Supplied material:

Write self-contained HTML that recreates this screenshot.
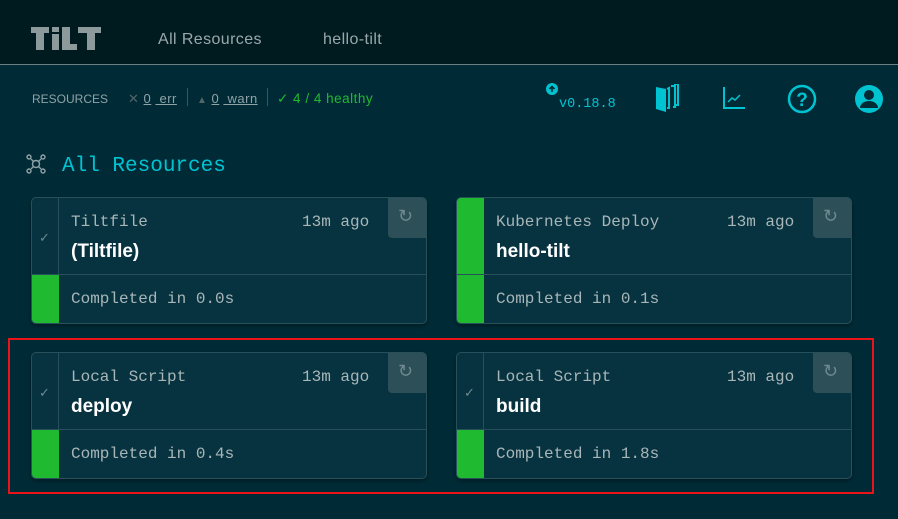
<!DOCTYPE html>
<html><head><meta charset="utf-8"><style>
*{box-sizing:border-box;margin:0;padding:0}
body{width:898px;height:519px;background:#002b36;font-family:"Liberation Sans",sans-serif;position:relative;overflow:hidden}
.hdr{position:absolute;left:0;top:0;width:898px;height:65px;background:#001b20;border-bottom:1px solid #6b7f84}
.nav{position:absolute;top:31px;color:#9aa8ab;font-size:16px;letter-spacing:0.4px}
.mono{font-family:"Liberation Mono","DejaVu Sans Mono",monospace}
.card{position:absolute;width:396px;height:127px;background:#073340;border:1px solid #28505a;border-radius:5px;overflow:hidden;box-shadow:0 2px 4px rgba(0,0,0,.35)}
.st{position:absolute;left:0;top:0;width:27px;height:77px;border-right:1px solid #28505a}
.st.g{background:#20ba31;border-right:none}
.st2{position:absolute;left:0;top:77px;width:27px;height:50px;background:#20ba31}
.mid{position:absolute;left:0;top:76px;width:396px;height:1px;background:#28505a}
.type{position:absolute;left:39px;top:15px;font-size:16px;color:#a8b6b8}
.ago{position:absolute;left:270px;top:15px;font-size:16px;color:#a8b6b8}
.name{position:absolute;left:39px;top:43px;font-size:19px;font-weight:bold;color:#fff}
.done{position:absolute;left:39px;top:92px;font-size:16px;color:#a8b6b8}
.rb{position:absolute;right:0;top:0;width:38px;height:40px;background:#2d4f57;border-radius:0 0 0 4px}
.chk{position:absolute;left:7px;top:32px;color:#6e8a90;font-size:13px}
</style></head><body>
<div class="hdr">
<svg style="position:absolute;left:31px;top:26px" width="70" height="24" viewBox="0 0 70 24" fill="#8d9a9c"><path d="M0 1h18v6h-5v17h-8V7H0z"/><path d="M21 1h7v5h-7zM21 8h7v16h-7z"/><path d="M31 1h8v17h7v6H31z"/><path d="M47 1h23v6h-6v17h-8V7h-9z"/></svg>
<div class="nav" style="left:158px">All Resources</div>
<div class="nav" style="left:323px">hello-tilt</div>
</div>
<div style="position:absolute;left:32px;top:92px;font-size:12px;color:#8fa3a8">RESOURCES</div>
<div style="position:absolute;left:128px;top:91px;font-size:13px;color:#8fa3a8;letter-spacing:0.5px"><span style="color:#51656a">✕</span> <u>0</u> <u>&nbsp;err</u></div>
<div style="position:absolute;left:187px;top:88px;width:1px;height:18px;background:#3d555b"></div>
<div style="position:absolute;left:197px;top:91px;font-size:13px;color:#8fa3a8;letter-spacing:0.5px"><span style="color:#51656a;font-size:10px">▲</span> <u>0</u> <u>&nbsp;warn</u></div>
<div style="position:absolute;left:267px;top:88px;width:1px;height:18px;background:#3d555b"></div>
<div style="position:absolute;left:277px;top:91px;font-size:13.5px;color:#20ba31;letter-spacing:0.5px">✓ 4 / 4 healthy</div>
<svg style="position:absolute;left:546px;top:83px" width="12" height="12" viewBox="0 0 12 12"><circle cx="6" cy="6" r="6" fill="#00c3d2"/><path d="M6 9V3.5M3.5 6L6 3.5 8.5 6" stroke="#002b36" stroke-width="1.6" fill="none"/></svg>
<div class="mono" style="position:absolute;left:559px;top:97px;font-size:13.5px;color:#00c3d2">v0.18.8</div>
<svg style="position:absolute;left:656px;top:84px" width="24" height="29" viewBox="0 0 24 29"><path d="M0 3l10 2v23l-10-3z" fill="#00c3d2"/><path d="M11 5l2-1v20h-2M15 2h4v21h-2" stroke="#00c3d2" stroke-width="2" fill="none"/><path d="M18 0h4v21h-2" stroke="#00c3d2" stroke-width="2" fill="none"/></svg>
<svg style="position:absolute;left:723px;top:87px" width="23" height="22" viewBox="0 0 23 22"><path d="M1 0v21h21" stroke="#00c3d2" stroke-width="2" fill="none"/><path d="M5 15l4-4 3 2 5-5" stroke="#00c3d2" stroke-width="1.5" fill="none"/></svg>
<svg style="position:absolute;left:787px;top:84px" width="30" height="30" viewBox="0 0 30 30"><circle cx="15" cy="15" r="13" stroke="#00c3d2" stroke-width="2.5" fill="none"/><text x="15" y="22" text-anchor="middle" font-family="Liberation Sans" font-weight="bold" font-size="19" fill="#00c3d2">?</text></svg>
<svg style="position:absolute;left:854px;top:84px" width="30" height="30" viewBox="0 0 30 30"><circle cx="15" cy="15" r="14" fill="#00c3d2"/><circle cx="15" cy="11" r="5" fill="#002b36"/><path d="M6 24a9 7 0 0 1 18 0z" fill="#002b36"/></svg>
<svg style="position:absolute;left:26px;top:154px" width="20" height="20" viewBox="0 0 20 20" stroke="#8fa3a8" fill="none" stroke-width="1.4"><circle cx="10" cy="10" r="3.5"/><circle cx="3" cy="3" r="2"/><circle cx="17" cy="3" r="2"/><circle cx="3" cy="17" r="2"/><circle cx="17" cy="17" r="2"/><path d="M5 5l2.5 2.5M15 5l-2.5 2.5M5 15l2.5-2.5M15 15l-2.5-2.5"/></svg>
<div class="mono" style="position:absolute;left:62px;top:155px;font-size:21px;color:#00c3d2">All Resources</div>

<div class="card" style="left:31px;top:197px"><div class="st"><span class="chk">✓</span></div><div class="st2"></div><div class="mid"></div><div class="type mono">Tiltfile</div><div class="ago mono">13m ago</div><div class="name">(Tiltfile)</div><div class="done mono">Completed in 0.0s</div><div class="rb"><span style="position:absolute;left:10px;top:8px;color:#6e8a90;font-size:18px">↻</span></div></div>
<div class="card" style="left:456px;top:197px"><div class="st g"></div><div class="st2"></div><div class="mid"></div><div class="type mono">Kubernetes Deploy</div><div class="ago mono">13m ago</div><div class="name">hello-tilt</div><div class="done mono">Completed in 0.1s</div><div class="rb"><span style="position:absolute;left:10px;top:8px;color:#6e8a90;font-size:18px">↻</span></div></div>
<div class="card" style="left:31px;top:352px"><div class="st"><span class="chk">✓</span></div><div class="st2"></div><div class="mid"></div><div class="type mono">Local Script</div><div class="ago mono">13m ago</div><div class="name">deploy</div><div class="done mono">Completed in 0.4s</div><div class="rb"><span style="position:absolute;left:10px;top:8px;color:#6e8a90;font-size:18px">↻</span></div></div>
<div class="card" style="left:456px;top:352px"><div class="st"><span class="chk">✓</span></div><div class="st2"></div><div class="mid"></div><div class="type mono">Local Script</div><div class="ago mono">13m ago</div><div class="name">build</div><div class="done mono">Completed in 1.8s</div><div class="rb"><span style="position:absolute;left:10px;top:8px;color:#6e8a90;font-size:18px">↻</span></div></div>
<div style="position:absolute;left:8px;top:338px;width:866px;height:156px;border:2px solid #e8141a"></div>
</body></html>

Request:
Every line of the data should be copied as it stands, without the images.

Answer to this exercise:
Write self-contained HTML that recreates this screenshot.
<!DOCTYPE html>
<html><head><meta charset="utf-8"><style>
*{box-sizing:border-box;margin:0;padding:0}
body{width:898px;height:519px;background:#002b36;font-family:"Liberation Sans",sans-serif;position:relative;overflow:hidden}
.hdr{position:absolute;left:0;top:0;width:898px;height:65px;background:#001b20;border-bottom:1px solid #6b7f84}
.nav{position:absolute;top:31px;color:#9aa8ab;font-size:16px;letter-spacing:0.4px}
.mono{font-family:"Liberation Mono","DejaVu Sans Mono",monospace}
.card{position:absolute;width:396px;height:127px;background:#073340;border:1px solid #28505a;border-radius:5px;overflow:hidden;box-shadow:0 2px 4px rgba(0,0,0,.35)}
.st{position:absolute;left:0;top:0;width:27px;height:77px;border-right:1px solid #28505a}
.st.g{background:#20ba31;border-right:none}
.st2{position:absolute;left:0;top:77px;width:27px;height:50px;background:#20ba31}
.mid{position:absolute;left:0;top:76px;width:396px;height:1px;background:#28505a}
.type{position:absolute;left:39px;top:15px;font-size:16px;color:#a8b6b8}
.ago{position:absolute;left:270px;top:15px;font-size:16px;color:#a8b6b8}
.name{position:absolute;left:39px;top:43px;font-size:19px;font-weight:bold;color:#fff}
.done{position:absolute;left:39px;top:92px;font-size:16px;color:#a8b6b8}
.rb{position:absolute;right:0;top:0;width:38px;height:40px;background:#2d4f57;border-radius:0 0 0 4px}
.chk{position:absolute;left:7px;top:32px;color:#6e8a90;font-size:13px}
</style></head><body>
<div class="hdr">
<svg style="position:absolute;left:31px;top:26px" width="70" height="24" viewBox="0 0 70 24" fill="#8d9a9c"><path d="M0 1h18v6h-5v17h-8V7H0z"/><path d="M21 1h7v5h-7zM21 8h7v16h-7z"/><path d="M31 1h8v17h7v6H31z"/><path d="M47 1h23v6h-6v17h-8V7h-9z"/></svg>
<div class="nav" style="left:158px">All Resources</div>
<div class="nav" style="left:323px">hello-tilt</div>
</div>
<div style="position:absolute;left:32px;top:92px;font-size:12px;color:#8fa3a8">RESOURCES</div>
<div style="position:absolute;left:128px;top:91px;font-size:13px;color:#8fa3a8;letter-spacing:0.5px"><span style="color:#51656a">✕</span> <u>0</u> <u>&nbsp;err</u></div>
<div style="position:absolute;left:187px;top:88px;width:1px;height:18px;background:#3d555b"></div>
<div style="position:absolute;left:197px;top:91px;font-size:13px;color:#8fa3a8;letter-spacing:0.5px"><span style="color:#51656a;font-size:10px">▲</span> <u>0</u> <u>&nbsp;warn</u></div>
<div style="position:absolute;left:267px;top:88px;width:1px;height:18px;background:#3d555b"></div>
<div style="position:absolute;left:277px;top:91px;font-size:13.5px;color:#20ba31;letter-spacing:0.5px">✓ 4 / 4 healthy</div>
<svg style="position:absolute;left:546px;top:83px" width="12" height="12" viewBox="0 0 12 12"><circle cx="6" cy="6" r="6" fill="#00c3d2"/><path d="M6 9V3.5M3.5 6L6 3.5 8.5 6" stroke="#002b36" stroke-width="1.6" fill="none"/></svg>
<div class="mono" style="position:absolute;left:559px;top:97px;font-size:13.5px;color:#00c3d2">v0.18.8</div>
<svg style="position:absolute;left:656px;top:84px" width="24" height="29" viewBox="0 0 24 29"><path d="M0 3l10 2v23l-10-3z" fill="#00c3d2"/><path d="M11 5l2-1v20h-2M15 2h4v21h-2" stroke="#00c3d2" stroke-width="2" fill="none"/><path d="M18 0h4v21h-2" stroke="#00c3d2" stroke-width="2" fill="none"/></svg>
<svg style="position:absolute;left:723px;top:87px" width="23" height="22" viewBox="0 0 23 22"><path d="M1 0v21h21" stroke="#00c3d2" stroke-width="2" fill="none"/><path d="M5 15l4-4 3 2 5-5" stroke="#00c3d2" stroke-width="1.5" fill="none"/></svg>
<svg style="position:absolute;left:787px;top:84px" width="30" height="30" viewBox="0 0 30 30"><circle cx="15" cy="15" r="13" stroke="#00c3d2" stroke-width="2.5" fill="none"/><text x="15" y="22" text-anchor="middle" font-family="Liberation Sans" font-weight="bold" font-size="19" fill="#00c3d2">?</text></svg>
<svg style="position:absolute;left:854px;top:84px" width="30" height="30" viewBox="0 0 30 30"><circle cx="15" cy="15" r="14" fill="#00c3d2"/><circle cx="15" cy="11" r="5" fill="#002b36"/><path d="M6 24a9 7 0 0 1 18 0z" fill="#002b36"/></svg>
<svg style="position:absolute;left:26px;top:154px" width="20" height="20" viewBox="0 0 20 20" stroke="#8fa3a8" fill="none" stroke-width="1.4"><circle cx="10" cy="10" r="3.5"/><circle cx="3" cy="3" r="2"/><circle cx="17" cy="3" r="2"/><circle cx="3" cy="17" r="2"/><circle cx="17" cy="17" r="2"/><path d="M5 5l2.5 2.5M15 5l-2.5 2.5M5 15l2.5-2.5M15 15l-2.5-2.5"/></svg>
<div class="mono" style="position:absolute;left:62px;top:155px;font-size:21px;color:#00c3d2">All Resources</div>

<div class="card" style="left:31px;top:197px"><div class="st"><span class="chk">✓</span></div><div class="st2"></div><div class="mid"></div><div class="type mono">Tiltfile</div><div class="ago mono">13m ago</div><div class="name">(Tiltfile)</div><div class="done mono">Completed in 0.0s</div><div class="rb"><span style="position:absolute;left:10px;top:8px;color:#6e8a90;font-size:18px">↻</span></div></div>
<div class="card" style="left:456px;top:197px"><div class="st g"></div><div class="st2"></div><div class="mid"></div><div class="type mono">Kubernetes Deploy</div><div class="ago mono">13m ago</div><div class="name">hello-tilt</div><div class="done mono">Completed in 0.1s</div><div class="rb"><span style="position:absolute;left:10px;top:8px;color:#6e8a90;font-size:18px">↻</span></div></div>
<div class="card" style="left:31px;top:352px"><div class="st"><span class="chk">✓</span></div><div class="st2"></div><div class="mid"></div><div class="type mono">Local Script</div><div class="ago mono">13m ago</div><div class="name">deploy</div><div class="done mono">Completed in 0.4s</div><div class="rb"><span style="position:absolute;left:10px;top:8px;color:#6e8a90;font-size:18px">↻</span></div></div>
<div class="card" style="left:456px;top:352px"><div class="st"><span class="chk">✓</span></div><div class="st2"></div><div class="mid"></div><div class="type mono">Local Script</div><div class="ago mono">13m ago</div><div class="name">build</div><div class="done mono">Completed in 1.8s</div><div class="rb"><span style="position:absolute;left:10px;top:8px;color:#6e8a90;font-size:18px">↻</span></div></div>
<div style="position:absolute;left:8px;top:338px;width:866px;height:156px;border:2px solid #e8141a"></div>
</body></html>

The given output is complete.